I poliziotti si comportano come i criminali che dovrebbero reprimere, portando a termine esecuzioni extra-giudiziali camuffati da killer sconosciuti e “subappaltando” omicidi.

Oltre 4100 del totale degli omicidi in relazione con gli stupefacenti avvenuti nel corso degli ultimi sei mesi sono stati commessi da individui armati sconosciuti. “Viaggiare in tandem”, nel gergo locale, significa che due individui a bordo di motociclette arrivano, sparano al loro obiettivo, uccidendolo, poi partono a tutta velocità.

Due sicari a pagamento hanno detto a Amnesty International che ricevono ordini da un agente di polizia che li paga 5000 pesos (100$) per ogni tossicomane ucciso e dai 10000 ai 15000 pesos (200-300 $) per ogni pusher assassinato.

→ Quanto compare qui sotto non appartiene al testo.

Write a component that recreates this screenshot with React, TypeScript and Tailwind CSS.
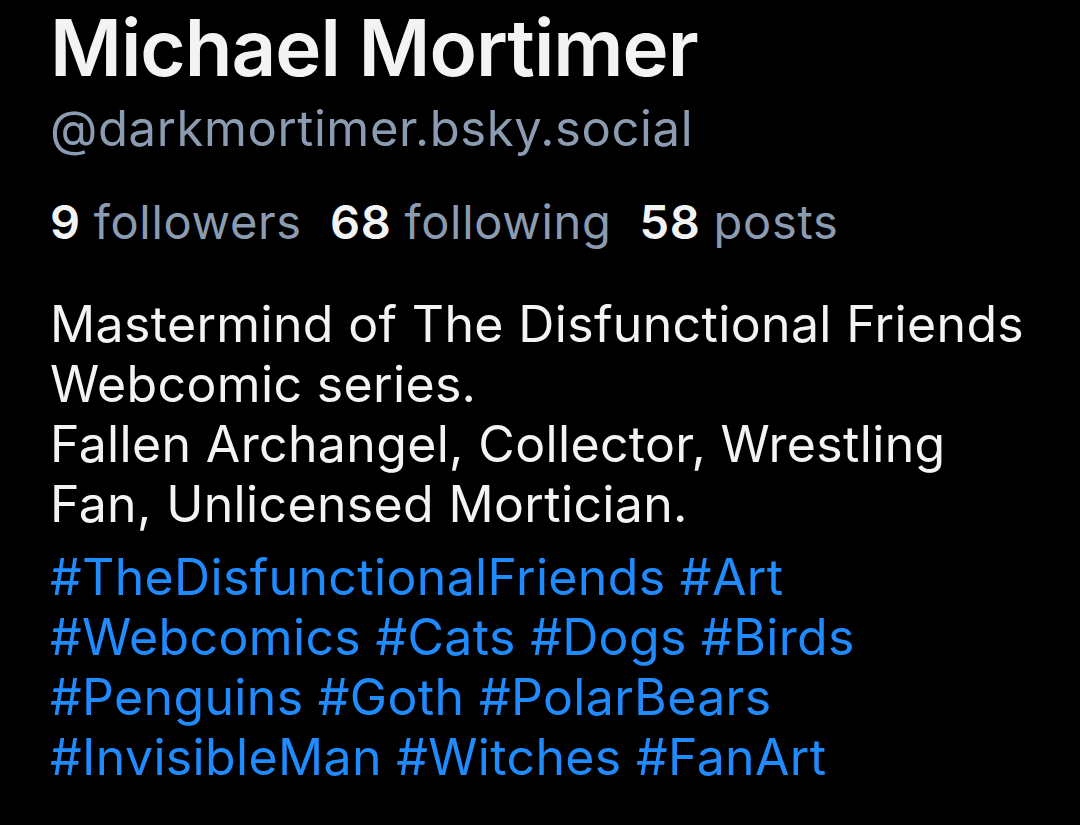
export default function App() {
  const stats: [string, string][] = [
    ["9", "followers"],
    ["68", "following"],
    ["58", "posts"],
  ];
  return (
    <div className="w-[1080px] h-[825px] bg-black overflow-hidden" style={{ fontFamily: "Inter, 'Noto Sans', sans-serif" }}>
      <div className="pl-[50px] pt-[3px]">
        <div className="text-[78px] leading-[90px] font-semibold text-[#f1f3f5] tracking-[-1px]">Michael Mortimer</div>
        <div className="text-[49px] leading-[60px] text-[#8b9cb2] mt-[6px] tracking-[0.6px]">@darkmortimer.bsky.social</div>
        <div className="flex gap-[28px] text-[47px] leading-[56px] text-[#8b9cb2] mt-[35px] tracking-[0.7px]">
          {stats.map(([n, l]) => (
            <div key={l} className="flex gap-[13px]">
              <span className="text-[#f1f3f5] font-semibold">{n}</span>
              <span>{l}</span>
            </div>
          ))}
        </div>
        <div className="text-[50px] leading-[60px] text-[#f1f3f5] mt-[44px] tracking-[0.35px]">
          <p>Mastermind of The Disfunctional Friends<br />Webcomic series.</p>
          <p>Fallen Archangel, Collector, Wrestling<br />Fan, Unlicensed Mortician.</p>
          <p className="text-[#208bfe] mt-[13px]">
            #TheDisfunctionalFriends #Art<br />#Webcomics #Cats #Dogs #Birds<br />#Penguins #Goth #PolarBears<br />#InvisibleMan #Witches #FanArt
          </p>
        </div>
      </div>
    </div>
  );
}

Prima dell’arrivo al potere di Duterte, hanno detto i killer, avevano due “ingaggi” al mese. Oggi ne hanno tre o quattro alla settimana.

Spesso le vittime designate sono estrapolate da liste di persone sospettate di vendere stupefacenti allestite da funzionari governativi locali. Una persona può venir inserita in queste liste senza alcuna considerazione del tempo trascorso da quando faceva uso di droghe o delle quantità irrisorie usate o vendute.

In altri casi i nomi possono venir aggiunto in modo totalmente arbitrario, per vendetta o a causa dell’incentivo a uccidere il maggior numero di persone considerate dipendenti dalle droghe o coinvolte nella loro vendita.

Possibili crimini contro l’umanità

Le Filippine sono parte degli Stati che hanno aderito allo Statuto di Roma della Corte Penale Internazionale (CPI). Nell’ottobre 2016 il Procuratore capo della CPI, Fatou Bensouda, ha diffuso una dichiarazione nella quale esprimeva preoccupazione in merito alle uccisioni, indicando che il suo ufficio potrebbe avviare degli esami preliminari su possibili crimini secondo lo Statuto di Roma.

Amnesty International è profondamente preoccupata che le uccisioni deliberate, diffuse e sistematiche di presunti autori di crimini legati alle droghe, che sembrano essere pianificati e organizzati dalle autorità, possano costituire crimini contro l’umanità secondo il diritto internazionale.

“La crisi in corso nelle Filippine dovrebbe preoccupare il resto del mondo. Esortiamo il governo, dal Presidente Duterte in giù, a ordinare la fine immediata di tutte le esecuzioni extra giudiziali. Chiediamo inoltre al Dipartimento della Giustizia filippino di indagare su questi fatto e portare a processo tutte le persone coinvolte negli omicidi, e questo senza limitazioni dovute alla posizione occupata nelle forze di polizia o nel governo,” ha dichiarato Tirana Hassan.

“Le Filippine devono abbandonare queste pratiche illegali e violente, riorganizzare le proprie politiche in materia di stupefacenti per andare verso in modello basato sulla protezione della salute e dei diritti umani.”

“Vogliamo che le autorità filippine affrontino questa crisi dei diritti umanitari da sole. Ma se un’azione incisiva non sarà intrapresa a breve, la comunità internazionale dovrebbe rivolgersi al Procuratore della Corte Penale Internazionale affinché svolga le indagini preliminari su questi omicidi, incluso il coinvolgimento di funzionari di più alto grado del governo.”